The Department of Egyptian Antiquities is the most popular at the Louvre. The permanent display of around 5,000 exhibits from the 60,000 housed by the department gives visitors the opportunity to discover this age-old civilisation, the works of art of which never fail to fascinate and generate admiration.
On 15 May 1826, a decree created the division of Egyptian monuments in the Royal Museum of the Louvre in Paris after Jean-François Champollion, an Egyptologist, convinced King Charles X to collect precious relics of ancient Egypt.
Champollion (1790–1832) is best known for using the Rosetta Stone to decipher the secrets of hieroglyphics in 1822. As founder of the science of Egyptology, he was appointed curator of the new division.
The Louvre’s collection of Egyptian antiquities was amassed by purchase, gift, and from archaeological excavations.

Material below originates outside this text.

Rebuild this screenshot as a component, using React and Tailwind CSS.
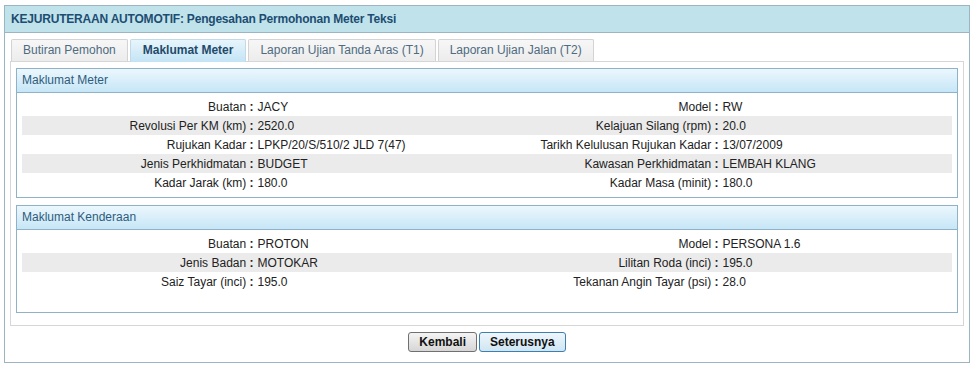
import React, { useState } from 'react';

const meterRows = [
  ['Buatan', 'JACY', 'Model', 'RW'],
  ['Revolusi Per KM (km)', '2520.0', 'Kelajuan Silang (rpm)', '20.0'],
  ['Rujukan Kadar', 'LPKP/20/S/510/2 JLD 7(47)', 'Tarikh Kelulusan Rujukan Kadar', '13/07/2009'],
  ['Jenis Perkhidmatan', 'BUDGET', 'Kawasan Perkhidmatan', 'LEMBAH KLANG'],
  ['Kadar Jarak (km)', '180.0', 'Kadar Masa (minit)', '180.0'],
];

const kenderaanRows = [
  ['Buatan', 'PROTON', 'Model', 'PERSONA 1.6'],
  ['Jenis Badan', 'MOTOKAR', 'Lilitan Roda (inci)', '195.0'],
  ['Saiz Tayar (inci)', '195.0', 'Tekanan Angin Tayar (psi)', '28.0'],
];

const tabs = [
  'Butiran Pemohon',
  'Maklumat Meter',
  'Laporan Ujian Tanda Aras (T1)',
  'Laporan Ujian Jalan (T2)',
];

// one label/value pair, label is right aligned up to the colon
const Field = ({ label, value }) => (
  <>
    <div className="text-right pr-[1px] whitespace-nowrap">
      {label} <span className="font-bold">:</span>
    </div>
    <div className="pl-[3px] whitespace-nowrap">{value}</div>
  </>
);

const InfoBox = ({ title, rows, extraRow, className = '' }) => (
  <div className={`border border-[#8fb2c6] ${className}`}>
    <div className="h-[24px] leading-[23px] border-b border-[#8fb2c6] bg-linear-to-b from-[#ecf7fd] to-[#c6e6f7] pl-[5px] text-[#2e5c7d]">
      {title}
    </div>
    <div className="px-[5px] pt-[4px] pb-[5px]">
      {rows.map((r, i) => (
        <div
          key={i}
          className={`grid grid-cols-4 h-[19px] leading-[20px] ${i % 2 === 1 ? 'bg-[#ebebeb]' : ''}`}
        >
          <Field label={r[0]} value={r[1]} />
          <Field label={r[2]} value={r[3]} />
        </div>
      ))}
      {extraRow && <div className="h-[16px]" />}
    </div>
  </div>
);

const App = () => {
  const [active, setActive] = useState(1);

  return (
    <div className="font-['Liberation_Sans',Arial,sans-serif] text-[12px] text-[#222] bg-white w-[974px] h-[366px] pt-[5px]">
      <div className="ml-[4px] w-[966px] border border-[#9db4c2]">
        <div className="h-[27px] leading-[26px] border-b border-[#9db4c2] bg-[#c0e3eb] pl-[6px] font-bold tracking-[-0.2px] text-[#1d4d72]">
          KEJURUTERAAN AUTOMOTIF: Pengesahan Permohonan Meter Teksi
        </div>

        <div className="px-[5px] pt-[6px]">
          {/* tabs */}
          <div className="flex items-end gap-[2px] pl-[1px]">
            {tabs.map((t, i) =>
              i === active ? (
                <button
                  key={t}
                  onClick={() => setActive(i)}
                  className="relative z-10 -mb-px h-[23px] pb-[1px] px-[12px] border border-b-0 border-[#c4d9e6] rounded-t-[2px] bg-linear-to-b from-[#e8f5fc] to-[#c3e4f5] font-bold text-[#1f4a6b] leading-[21px]"
                >
                  {t}
                </button>
              ) : (
                <button
                  key={t}
                  onClick={() => setActive(i)}
                  className="h-[22px] px-[11px] border border-b-0 border-[#d3d3d3] rounded-t-[2px] bg-linear-to-b from-[#f7f7f7] to-[#ececec] text-[#4e6b80] leading-[21px]"
                >
                  {t}
                </button>
              )
            )}
          </div>

          {/* tab content */}
          <div className="border border-[#d6d6d6] px-[5px] pt-[6px] pb-[12px]">
            <InfoBox title="Maklumat Meter" rows={meterRows} />
            <InfoBox title="Maklumat Kenderaan" rows={kenderaanRows} extraRow className="mt-[7px]" />
          </div>
        </div>

        <div className="flex justify-center gap-[2px] pt-[6px] pb-[10px]">
          <button className="h-[20px] px-[10px] border border-[#707070] rounded-[3px] bg-linear-to-b from-[#f4f4f4] to-[#d6d6d6] font-bold text-[#111] leading-[18px]">
            Kembali
          </button>
          <button className="h-[20px] px-[10px] border border-[#3c7fb1] rounded-[3px] bg-linear-to-b from-[#eef6fb] to-[#cfe6f3] font-bold text-[#111] leading-[18px]">
            Seterusnya
          </button>
        </div>
      </div>
    </div>
  );
};

export default App;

In the fifth century BCE the Greek historian Herodotus wrote that the ‘Egyptians are the most religious of all people’. Devout they may have been, but the ancient Egyptians were nevertheless attached to the pleasures and practicalities of life. In the lush and fertile valley of the Nile, they enjoyed an agreeable existence that they were loath to leave in death.
The dead followed the setting sun into the west, where they entered the Underworld and began a long and dangerous journey to the Hall of Judgment. The reward of a true and virtuous life was access to the heavenly Field of Reeds.
To be reborn the Egyptians had to preserve the elements of themselves that made them individual, including their body, name, soul and vital force. By seeing Egyptian antiquities, and learning the names of the dead, we give them immortality and their longed-for chance to ‘do everything they used to do on this earth’.